This tiered approach is helpful because it maps to action. Watch alerts can go to Slack or email for a quick glance, while critical alerts can be escalated to whoever owns reporting or client communication. It is a simple pattern, but it keeps teams from treating all unusual activity as an emergency. That is especially important for publisher teams that need to maintain calm and consistency when numbers move unexpectedly.
Route alerts to the right person
Even the best alert is useless if it lands in the wrong inbox. Assign ownership by metric type: one person handles Search Console anomalies, another handles ad revenue discrepancies, and another handles attribution issues. If a spike affects only one content cluster, route it to the editor or creator responsible for that cluster.
This is where a clean operating model matters. Teams that already use structured workflows for launch docs and testing can adapt quickly, similar to the way AI content assistants for launch docs streamline review. The less ambiguity there is about who responds, the faster you can verify a suspicious spike.
Build the dashboard: what to show and how to read it
Keep the top layer simple
Your dashboard should answer four questions at a glance: What changed? How big was the change? Is it isolated or broad? Does another source confirm it? Put the current value, baseline, percent change, and alert status at the top. If someone needs to hunt for the signal, the dashboard is too complicated.
Good dashboards prioritize decision-making over decoration. They should feel more like a control room than a presentation slide. If you want a model for practical clarity, look at the principles in metrics that matter and interactive data visualization: the job is to reveal what matters quickly.

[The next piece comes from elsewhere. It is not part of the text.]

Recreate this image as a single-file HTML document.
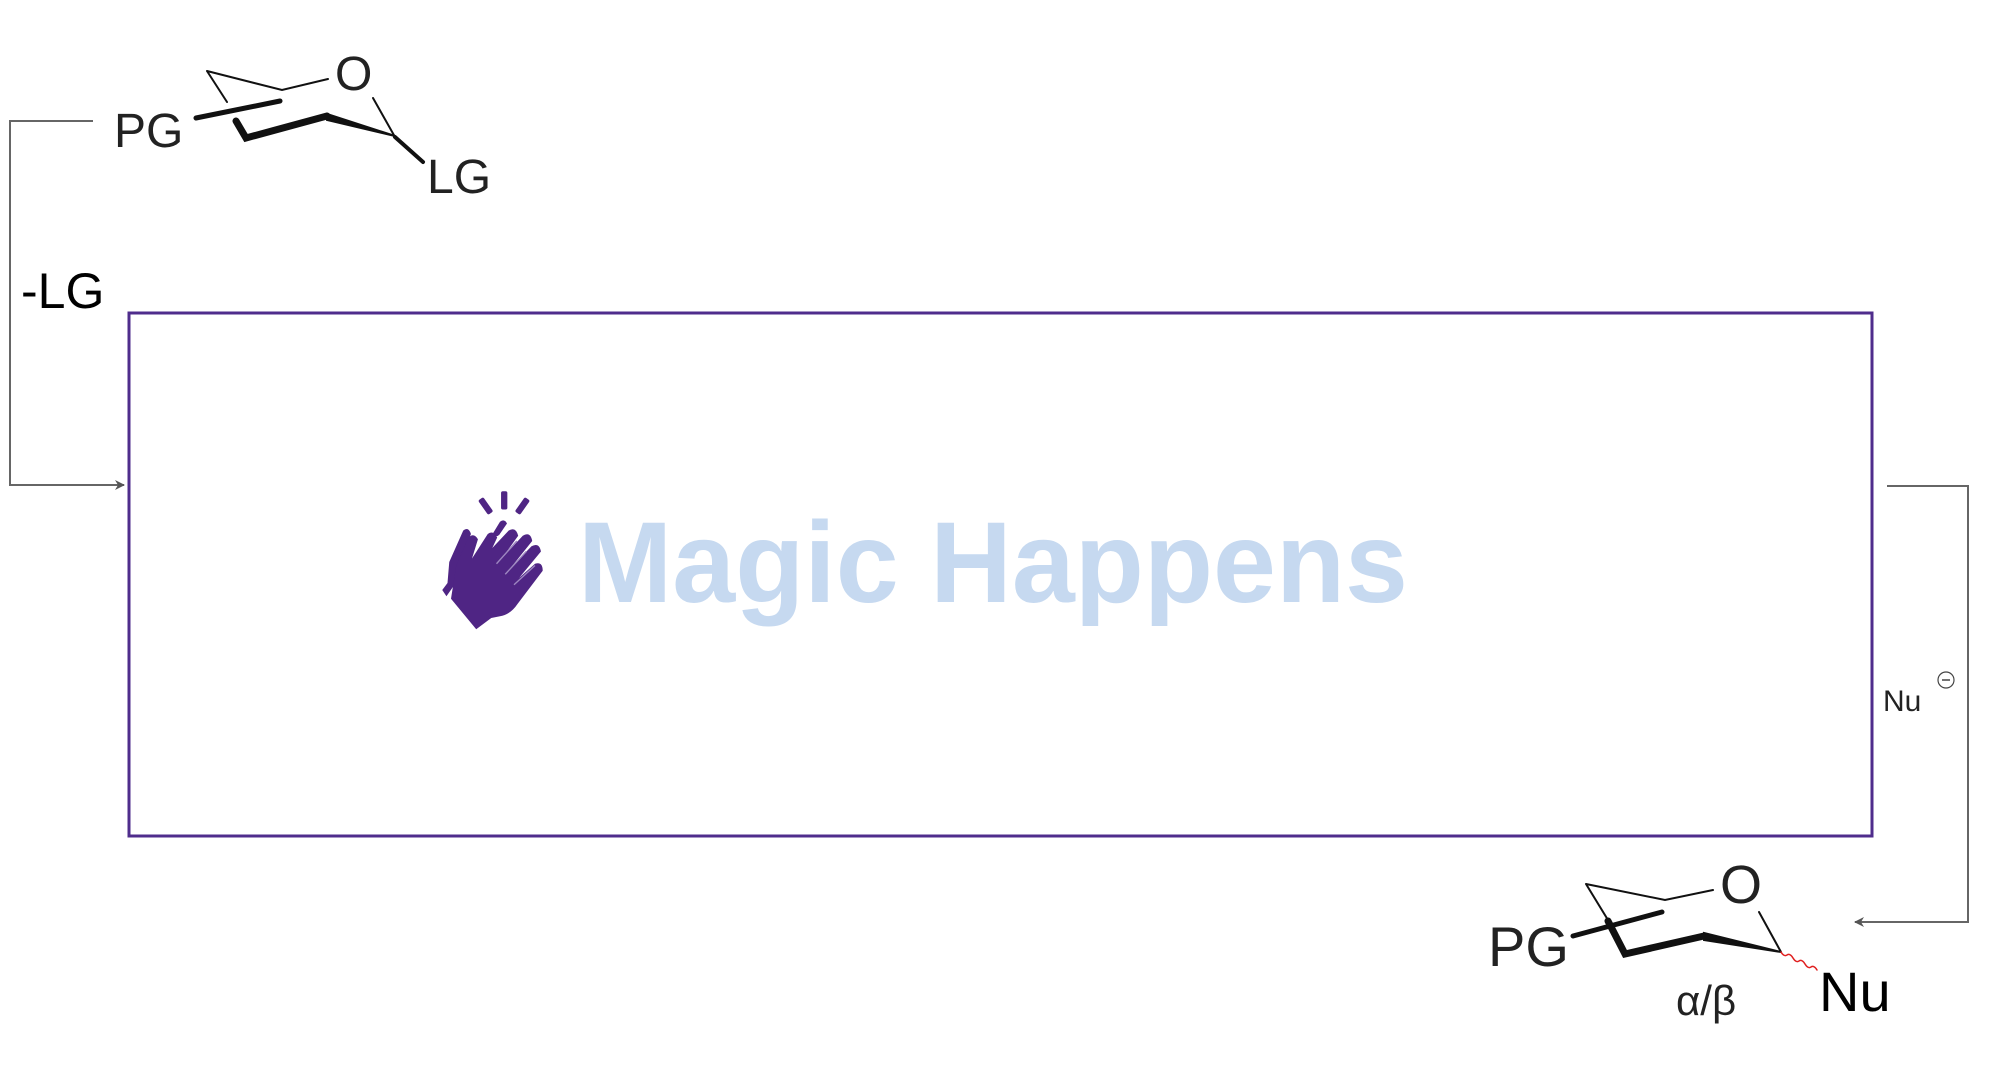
<!DOCTYPE html>
<html><head><meta charset="utf-8"><style>
html,body{margin:0;padding:0;background:#fff;}
body{width:2008px;height:1081px;position:relative;overflow:hidden;font-family:"Liberation Sans",Arial,sans-serif;}
svg{position:absolute;left:0;top:0;}
</style></head><body>
<svg width="2008" height="1081" viewBox="0 0 2008 1081">
<defs>
<marker id="ar" markerWidth="10" markerHeight="10" refX="9" refY="5" orient="auto" markerUnits="userSpaceOnUse">
<path d="M0,0 L10,5 L0,10 L3,5 Z" fill="#555"/></marker>
</defs>
<rect x="129" y="313" width="1743" height="523" fill="none" stroke="#4f2d8c" stroke-width="3"/>
<polyline points="93,121 10,121 10,485 124,485" fill="none" stroke="#666" stroke-width="2" marker-end="url(#ar)"/>
<text x="21" y="308" font-size="50" fill="#000">-LG</text>
<g stroke="#111" fill="none" stroke-linecap="round">
<path d="M207,71 L227,102 M207,71 L282,90 L328,79 M373,98 L395,137" stroke-width="2"/>
<path d="M196,118 L280,101" stroke-width="5"/>
<path d="M236,121 L246,138 L327,116" stroke-width="7" stroke-linejoin="miter"/>
<path d="M327,114 L395,136 L327,120 Z" fill="#111" stroke-width="2"/>
<path d="M395,137 L423,162" stroke-width="4"/>
</g>
<text x="114" y="147" font-size="48" fill="#222">PG</text>
<text x="335" y="90" font-size="48" fill="#222">O</text>
<text x="427" y="193" font-size="48" fill="#222">LG</text>
<polyline points="1887,486 1968,486 1968,922 1855,922" fill="none" stroke="#666" stroke-width="2" marker-end="url(#ar)"/>
<text x="1883" y="711" font-size="30" fill="#222">Nu</text>
<circle cx="1946" cy="680" r="8" fill="none" stroke="#444" stroke-width="1.2"/>
<line x1="1942" y1="680" x2="1950" y2="680" stroke="#444" stroke-width="1.5"/>
<g stroke="#111" fill="none" stroke-linecap="round">
<path d="M1586,884 L1608,920 M1586,884 L1665,900 L1713,890 M1759,912 L1781,952" stroke-width="2"/>
<path d="M1573,936 L1662,912" stroke-width="5"/>
<path d="M1608,921 L1625,954 L1704,936" stroke-width="7"/>
<path d="M1704,933 L1781,952 L1704,940 Z" fill="#111" stroke-width="2"/>
<path d="M1781,952 q3,5 6,3 q3,-2 6,3 q3,5 6,3 q3,-2 6,3 q3,5 6,3 q3,-2 6,3" stroke="#e02020" stroke-width="1.5"/>
</g>
<text x="1488" y="966" font-size="56" fill="#222">PG</text>
<text x="1720" y="903" font-size="54" fill="#222">O</text>
<text x="1819" y="1011" font-size="56" fill="#000">Nu</text>
<text x="1676" y="1015" font-size="42" fill="#222">α/β</text>
<text x="578" y="602" font-size="115" font-weight="bold" fill="#c6d9f0" textLength="830" lengthAdjust="spacingAndGlyphs">Magic Happens</text>
<g transform="translate(430,478) scale(0.35)" fill="#4f2584">
<path d="M35,320 L50,300 L55,240 L95,150 Q110,138 117,160 L82,245 L72,302 L47,338 Z"/>
<path d="M60,345 L75,250 L110,170 Q125,155 137,175 L120,230 L165,160 Q180,148 192,170 L178,200 L225,150 Q245,138 252,165 L205,230 L265,165 Q287,152 292,180 L232,255 L290,195 Q312,183 317,210 L255,285 L300,245 Q322,238 322,265 L250,360 Q230,390 200,395 L175,400 L132,432 Z"/>
<path d="M180,158 L200,125 Q212,115 220,130 L198,162 Q188,172 180,158 Z"/>
<rect x="203" y="38" width="18" height="52" rx="5"/>
<rect x="150" y="55" width="18" height="50" rx="5" transform="rotate(-35 159 80)"/>
<rect x="255" y="55" width="18" height="50" rx="5" transform="rotate(35 264 80)"/>
</g>
<g transform="translate(430,478) scale(0.35)" stroke="#9d86c0" stroke-width="4">
<path d="M190,245 L248,180 M215,275 L275,210 M240,305 L300,250"/>
</g>
</svg>
</body></html>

Use Looker Studio for a low-friction setup
Looker Studio is a strong choice for small teams because it can connect to spreadsheets, BigQuery, or other structured sources without much overhead. You can build trend lines, anomaly bands, drilldowns by page and query, and conditional formatting to highlight suspicious movement. It is not the only option, but it is one of the easiest ways to get a readable, shareable monitoring layer.
If your team is already comfortable with Google tools, Looker Studio reduces adoption friction. That matters because the best system is the one people actually use every day. A clever but unused dashboard is worse than a simple one that becomes part of the morning routine.
Make cross-checks visible
A dashboard is much more trustworthy when it shows corroboration. Add panels for clicks, sessions, revenue, and branded search behavior. If impressions spike but everything else stays flat, color that segment differently so the mismatch is obvious. Visual inconsistency is often the fastest way for humans to spot machine-level weirdness.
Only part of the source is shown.